Thursday, December 13, 2012

Confusion

Confusion- to fail to distinguish between; associate by mistake; confound

Today was my last day of classes for my first semester of college. I managed to make A's in all of my classes but English. so I'm very happy with that! A while back I mentioned a girl named Ashley. Sense that last post I've been able to talk to her more. Not a bunch, but more. Today she came up to me and asked me for a hug :D needless to say, that made my day. It kinda sucks that I won't be able to talk to her for about 4 weeks, even though she lives right down the road from me... maybe I'll message her on facebook or something. Other than seeing her today, nothing else really happened, I came to school and took my computers final and played magic the gathering with my friends.

The word for today is confusion. I don't know if I should attempt to ask Ashley out or not. We are not super duper close friends, but I do like her a bit, and I think she might like me. I asked my friend about it a few days ago... he hit me.

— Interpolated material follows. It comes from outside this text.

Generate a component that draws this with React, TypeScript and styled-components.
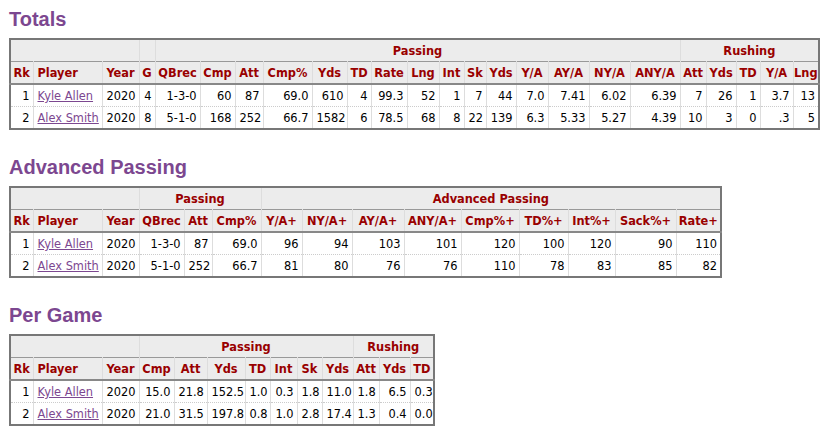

Confusion of goals and perfection of means seems...
in my opinion...
to characterize our age...

Wednesday, November 14, 2012

Am I stupid?

Sometimes I think all my high school teachers and my IQ tests are wrong and I'm actually the stupidest dumbass on the planet. I have this old metal suitcase like thing in my closet. It holds things that are MASSIVELY important to me (awards, letters, pictures, etc). Today I found myself sitting down and looking through it. I read all the letters and looking at pictures/drawings in it. Many from my ex Doyna and my other ex Heather. A few from my old friend Angel. When I see these things they make me feel stupid because I don't talk to them anymore, Angel and Heather most importantly. I kinda wish I could try to talk to them again, but I wouldn't know where to begin. I go through these modes where I think that my reasons for not talking to them are stupid, but at the same time I feel like if I do try to talk to them again it would be like throwing my morals and standards out the window... I don't want to do that. One day I will figure it out and will either try to talk to them again... or not. I don't know... I really just want an answer.